───── Recorded data

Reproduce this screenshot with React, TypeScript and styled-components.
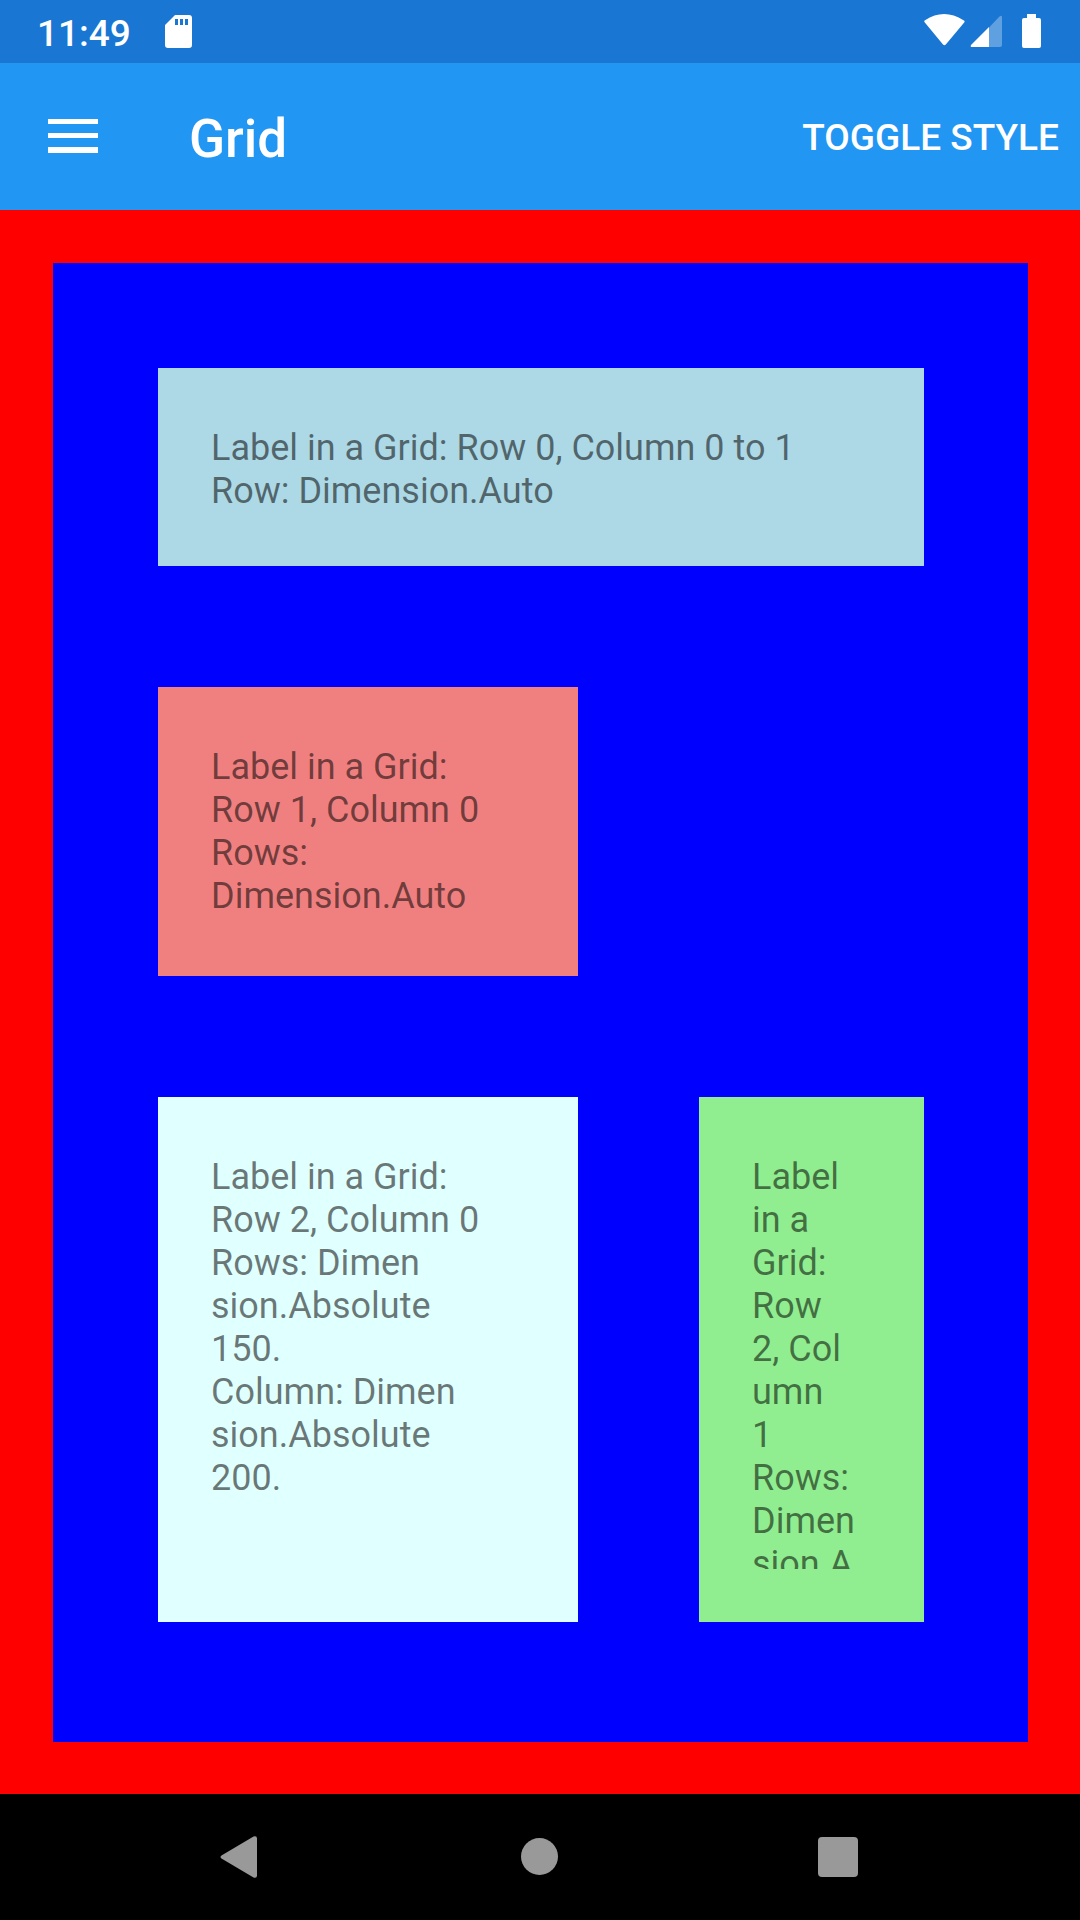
import React, { useState } from "react";
import styled, { createGlobalStyle } from "styled-components";

const GlobalStyle = createGlobalStyle`
  * { box-sizing: border-box; }
  body { margin: 0; background: #000; font-family: Roboto, "Noto Sans", sans-serif; }
`;

const Screen = styled.div`
  display: flex;
  flex-direction: column;
  min-height: 100vh;
`;

const StatusBar = styled.div`
  display: flex;
  justify-content: space-between;
  height: 63px;
  padding: 0 39px 0 37px;
  background: #1976d2;
  color: #fff;
`;

const StatusGroup = styled.div`
  display: flex;
  align-items: center;
  gap: 34px;
`;

const Clock = styled.time`
  font-size: 37px;
  font-weight: 500;
  line-height: 43px;
  padding-top: 4px;
`;

const Icon = styled.svg`
  display: block;
  flex: none;
`;

const AppBar = styled.header`
  display: flex;
  align-items: center;
  height: 147px;
  padding: 0 21px 0 0;
  background: #2196f3;
  color: #fff;
`;

const BareButton = styled.button`
  display: flex;
  align-items: center;
  justify-content: center;
  height: 100%;
  padding: 0;
  border: 0;
  background: none;
  color: inherit;
  font: inherit;
`;

const MenuButton = styled(BareButton)`
  width: 146px;
`;

const Title = styled.h1`
  flex: 1;
  margin: 0;
  padding: 4px 0 0 43px;
  font-size: 53px;
  font-weight: 500;
  line-height: 62px;
`;

const ToolbarAction = styled(BareButton)`
  padding-top: 2px;
  font-size: 37px;
  font-weight: 500;
  line-height: 43px;
`;

const Content = styled.main`
  display: flex;
  flex: 1;
  padding: 53px 52px 52px 53px;
  background: #f00;
`;

const Grid = styled.section<{ $plain: boolean }>`
  flex: 1;
  display: grid;
  grid-template-columns: 420px minmax(0, 1fr);
  grid-template-rows: minmax(198px, auto) minmax(289px, auto) 525px;
  align-content: start;
  gap: 121px;
  padding: 105px 104px 120px 105px;
  background: ${({ $plain }) => ($plain ? "#fff" : "#00f")};
`;

const Cell = styled.div<{ $color: string; $span?: number }>`
  grid-column: ${({ $span }) => ($span ? `1 / span ${$span}` : "auto")};
  min-height: 0;
  padding: 59px 53px 53px;
  background: ${({ $color }) => $color};
`;

const Label = styled.p`
  height: 100%;
  margin: 0;
  overflow: hidden;
  color: rgba(0, 0, 0, 0.54);
  font-size: 36px;
  line-height: 43px;
  white-space: pre;
`;

const EmptyCell = styled.div``;

const NavBar = styled.nav`
  display: flex;
  justify-content: center;
  height: 126px;
  background: #000;
  color: #999;
`;

const NavButton = styled(BareButton)`
  flex: 0 1 298px;
`;

const topText = ["Label in a Grid: Row 0, Column 0 to 1", "Row: Dimension.Auto"].join("\n");

const middleText = ["Label in a Grid:", "Row 1, Column 0", "Rows:", "Dimension.Auto"].join("\n");

const absoluteText = [
  "Label in a Grid:",
  "Row 2, Column 0",
  "Rows: Dimen",
  "sion.Absolute",
  "150.",
  "Column: Dimen",
  "sion.Absolute",
  "200.",
].join("\n");

const narrowText = [
  "Label",
  "in a",
  "Grid:",
  "Row",
  "2, Col",
  "umn",
  "1",
  "Rows:",
  "Dimen",
  "sion.A",
].join("\n");

export default function App() {
  const [plain, setPlain] = useState(false);

  return (
    <Screen>
      <GlobalStyle />
      <StatusBar>
        <StatusGroup>
          <Clock>11:49</Clock>
          <Icon width="27" height="33" viewBox="0 0 27 33" fill="#fff">
            <path
              fillRule="evenodd"
              d="M10 0H24Q27 0 27 3V30Q27 33 24 33H3Q0 33 0 30V10ZM10 4V10H13V4ZM15 4V10H18V4ZM20 4V10H23V4Z"
            />
          </Icon>
        </StatusGroup>
        <StatusGroup>
          <Icon width="117" height="35" viewBox="0 0 117 35" fill="#fff">
            <path d="M0.800 8.500Q-0.500 7.200 1 6.200Q20 -6 39.500 6.200Q41.500 7.200 40 8.800L21.800 30.500Q20.500 32 19 30.500Z" />
            <path
              d="M65 13.500L75 3Q78 0.500 78 3.500V31Q78 33 76 33H65Z"
              fill="#5fa0e0"
            />
            <path d="M65 13V33H48Q46 33 47 31Z" />
            <path d="M103 0H112V4H115Q117 4 117 6V32Q117 34 115 34H100Q98 34 98 32V6Q98 4 100 4H103Z" />
          </Icon>
        </StatusGroup>
      </StatusBar>

      <AppBar>
        <MenuButton type="button" aria-label="Open menu">
          <Icon width="50" height="37" viewBox="0 0 50 37" fill="#fff">
            <rect y="1" width="50" height="5" />
            <rect y="15" width="50" height="5" />
            <rect y="29" width="50" height="6" />
          </Icon>
        </MenuButton>
        <Title>Grid</Title>
        <ToolbarAction type="button" onClick={() => setPlain(!plain)}>
          TOGGLE STYLE
        </ToolbarAction>
      </AppBar>

      <Content>
        <Grid $plain={plain}>
          <Cell $color="#add8e6" $span={2}>
            <Label>{topText}</Label>
          </Cell>
          <Cell $color="#f08080">
            <Label>{middleText}</Label>
          </Cell>
          <EmptyCell />
          <Cell $color="#e0ffff">
            <Label>{absoluteText}</Label>
          </Cell>
          <Cell $color="#90ee90">
            <Label>{narrowText}</Label>
          </Cell>
        </Grid>
      </Content>

      <NavBar>
        <NavButton type="button" aria-label="Back">
          <Icon width="44" height="42" viewBox="0 0 44 42" fill="currentColor">
            <path d="M1.500 19.500L33.500 0.400Q37 -0.600 37 2.500V39.500Q37 42.600 33.500 41.600L1.500 22.500Q-0.500 21 1.500 19.500Z" />
          </Icon>
        </NavButton>
        <NavButton type="button" aria-label="Home">
          <Icon width="38" height="38" viewBox="0 0 38 38" fill="currentColor">
            <circle cx="18.500" cy="18.500" r="18.500" />
          </Icon>
        </NavButton>
        <NavButton type="button" aria-label="Recent apps">
          <Icon width="40" height="40" viewBox="0 0 40 40" fill="currentColor">
            <rect width="40" height="40" rx="4" />
          </Icon>
        </NavButton>
      </NavBar>
    </Screen>
  );
}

──────────

● **Task description**
Your task is to reproduce all of the material exactly. The pictures stay out.

● **Response to the exercise**
Reproduce this screenshot with React, TypeScript and styled-components.
import React, { useState } from "react";
import styled, { createGlobalStyle } from "styled-components";

const GlobalStyle = createGlobalStyle`
  * { box-sizing: border-box; }
  body { margin: 0; background: #000; font-family: Roboto, "Noto Sans", sans-serif; }
`;

const Screen = styled.div`
  display: flex;
  flex-direction: column;
  min-height: 100vh;
`;

const StatusBar = styled.div`
  display: flex;
  justify-content: space-between;
  height: 63px;
  padding: 0 39px 0 37px;
  background: #1976d2;
  color: #fff;
`;

const StatusGroup = styled.div`
  display: flex;
  align-items: center;
  gap: 34px;
`;

const Clock = styled.time`
  font-size: 37px;
  font-weight: 500;
  line-height: 43px;
  padding-top: 4px;
`;

const Icon = styled.svg`
  display: block;
  flex: none;
`;

const AppBar = styled.header`
  display: flex;
  align-items: center;
  height: 147px;
  padding: 0 21px 0 0;
  background: #2196f3;
  color: #fff;
`;

const BareButton = styled.button`
  display: flex;
  align-items: center;
  justify-content: center;
  height: 100%;
  padding: 0;
  border: 0;
  background: none;
  color: inherit;
  font: inherit;
`;

const MenuButton = styled(BareButton)`
  width: 146px;
`;

const Title = styled.h1`
  flex: 1;
  margin: 0;
  padding: 4px 0 0 43px;
  font-size: 53px;
  font-weight: 500;
  line-height: 62px;
`;

const ToolbarAction = styled(BareButton)`
  padding-top: 2px;
  font-size: 37px;
  font-weight: 500;
  line-height: 43px;
`;

const Content = styled.main`
  display: flex;
  flex: 1;
  padding: 53px 52px 52px 53px;
  background: #f00;
`;

const Grid = styled.section<{ $plain: boolean }>`
  flex: 1;
  display: grid;
  grid-template-columns: 420px minmax(0, 1fr);
  grid-template-rows: minmax(198px, auto) minmax(289px, auto) 525px;
  align-content: start;
  gap: 121px;
  padding: 105px 104px 120px 105px;
  background: ${({ $plain }) => ($plain ? "#fff" : "#00f")};
`;

const Cell = styled.div<{ $color: string; $span?: number }>`
  grid-column: ${({ $span }) => ($span ? `1 / span ${$span}` : "auto")};
  min-height: 0;
  padding: 59px 53px 53px;
  background: ${({ $color }) => $color};
`;

const Label = styled.p`
  height: 100%;
  margin: 0;
  overflow: hidden;
  color: rgba(0, 0, 0, 0.54);
  font-size: 36px;
  line-height: 43px;
  white-space: pre;
`;

const EmptyCell = styled.div``;

const NavBar = styled.nav`
  display: flex;
  justify-content: center;
  height: 126px;
  background: #000;
  color: #999;
`;

const NavButton = styled(BareButton)`
  flex: 0 1 298px;
`;

const topText = ["Label in a Grid: Row 0, Column 0 to 1", "Row: Dimension.Auto"].join("\n");

const middleText = ["Label in a Grid:", "Row 1, Column 0", "Rows:", "Dimension.Auto"].join("\n");

const absoluteText = [
  "Label in a Grid:",
  "Row 2, Column 0",
  "Rows: Dimen",
  "sion.Absolute",
  "150.",
  "Column: Dimen",
  "sion.Absolute",
  "200.",
].join("\n");

const narrowText = [
  "Label",
  "in a",
  "Grid:",
  "Row",
  "2, Col",
  "umn",
  "1",
  "Rows:",
  "Dimen",
  "sion.A",
].join("\n");

export default function App() {
  const [plain, setPlain] = useState(false);

  return (
    <Screen>
      <GlobalStyle />
      <StatusBar>
        <StatusGroup>
          <Clock>11:49</Clock>
          <Icon width="27" height="33" viewBox="0 0 27 33" fill="#fff">
            <path
              fillRule="evenodd"
              d="M10 0H24Q27 0 27 3V30Q27 33 24 33H3Q0 33 0 30V10ZM10 4V10H13V4ZM15 4V10H18V4ZM20 4V10H23V4Z"
            />
          </Icon>
        </StatusGroup>
        <StatusGroup>
          <Icon width="117" height="35" viewBox="0 0 117 35" fill="#fff">
            <path d="M0.800 8.500Q-0.500 7.200 1 6.200Q20 -6 39.500 6.200Q41.500 7.200 40 8.800L21.800 30.500Q20.500 32 19 30.500Z" />
            <path
              d="M65 13.500L75 3Q78 0.500 78 3.500V31Q78 33 76 33H65Z"
              fill="#5fa0e0"
            />
            <path d="M65 13V33H48Q46 33 47 31Z" />
            <path d="M103 0H112V4H115Q117 4 117 6V32Q117 34 115 34H100Q98 34 98 32V6Q98 4 100 4H103Z" />
          </Icon>
        </StatusGroup>
      </StatusBar>

      <AppBar>
        <MenuButton type="button" aria-label="Open menu">
          <Icon width="50" height="37" viewBox="0 0 50 37" fill="#fff">
            <rect y="1" width="50" height="5" />
            <rect y="15" width="50" height="5" />
            <rect y="29" width="50" height="6" />
          </Icon>
        </MenuButton>
        <Title>Grid</Title>
        <ToolbarAction type="button" onClick={() => setPlain(!plain)}>
          TOGGLE STYLE
        </ToolbarAction>
      </AppBar>

      <Content>
        <Grid $plain={plain}>
          <Cell $color="#add8e6" $span={2}>
            <Label>{topText}</Label>
          </Cell>
          <Cell $color="#f08080">
            <Label>{middleText}</Label>
          </Cell>
          <EmptyCell />
          <Cell $color="#e0ffff">
            <Label>{absoluteText}</Label>
          </Cell>
          <Cell $color="#90ee90">
            <Label>{narrowText}</Label>
          </Cell>
        </Grid>
      </Content>

      <NavBar>
        <NavButton type="button" aria-label="Back">
          <Icon width="44" height="42" viewBox="0 0 44 42" fill="currentColor">
            <path d="M1.500 19.500L33.500 0.400Q37 -0.600 37 2.500V39.500Q37 42.600 33.500 41.600L1.500 22.500Q-0.500 21 1.500 19.500Z" />
          </Icon>
        </NavButton>
        <NavButton type="button" aria-label="Home">
          <Icon width="38" height="38" viewBox="0 0 38 38" fill="currentColor">
            <circle cx="18.500" cy="18.500" r="18.500" />
          </Icon>
        </NavButton>
        <NavButton type="button" aria-label="Recent apps">
          <Icon width="40" height="40" viewBox="0 0 40 40" fill="currentColor">
            <rect width="40" height="40" rx="4" />
          </Icon>
        </NavButton>
      </NavBar>
    </Screen>
  );
}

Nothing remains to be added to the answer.